Yes and that's often the reality of it in a vehicle. But there are a lot of interacting factors.

Vicoor

But where does the volumetric efficiency of the engine come into play?

Since VE is mostly fixed (except for the restriction on the exhaust side being different depending on turbine housing/wheel size) it seems that putting a larger turbo on to allow more output can only get you so far.

If the small and large turbos proposed by the OP would in real world both be able to achieve a particular boost level (say 18psi), would the actual difference be in the density of the air that arrives at the throttle due to the differences in efficiency and the resulting heat effects?

At what point does one reach a drop off in the gains where an even larger turbo won't get enough more to make it worthwhile?

arghx

iTrader: (3)

VE is fixed on a 4 port rotary, but not on an engine with continuously variable valve timing or lift. You can change those parameters in steady state or transients to move horizontally on the compressor map or spool the turbo on tip in.

My example above about surging is an example where a bigger compressor isn't better. You'll lose low end torque if the compressor stalls or the turbine can't make the required boost.

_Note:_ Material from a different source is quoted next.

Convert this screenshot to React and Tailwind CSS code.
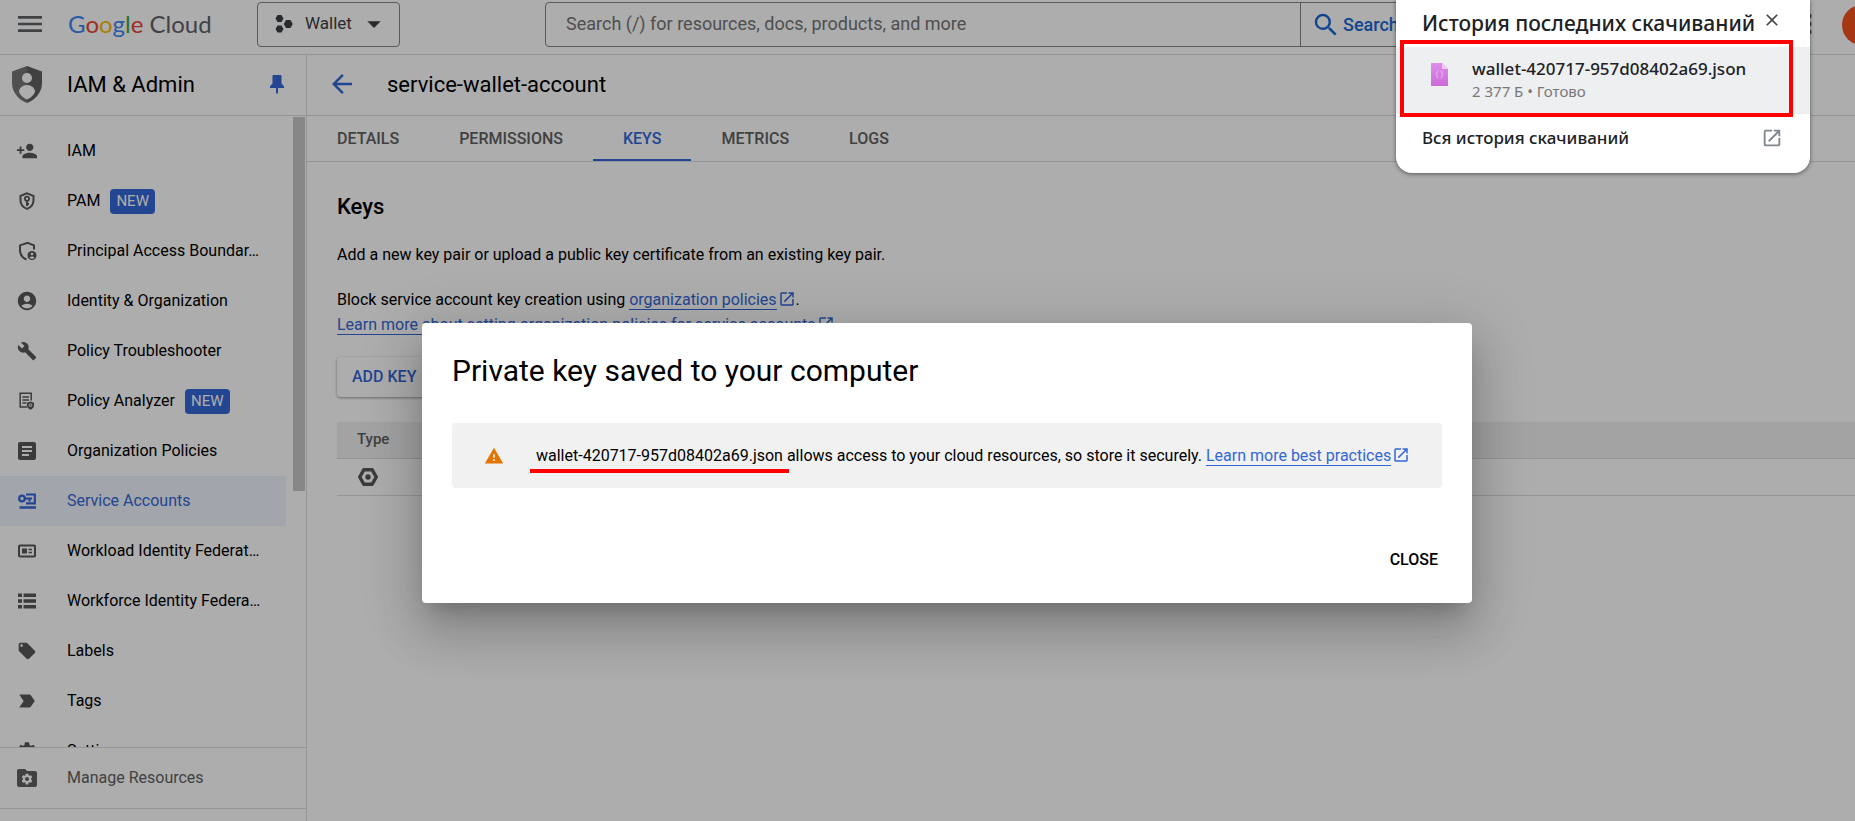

The small and large turbo in OP's example would have different outlet temperatures. The small one would be spinning faster and have less margin for high altitude. The bigger one would have more inertia and spin up slower in transients.

At what point is a turbo too big? When there is too much inertia in the wheel for good transient response, when the turbine side is so big that it needs too much mass flow to spin up.

Hope that helps, posting from my phone

Roen

iTrader: (2)

The same massflow of air at the same manifold pressure if the massflow number was compensated for the efficiency differences between two turbos?

arghx

iTrader: (3)

Ehhh... When you put it that way, it kind of depends how you set everything up and how you are measuring, and what the specs of the two turbos in question are.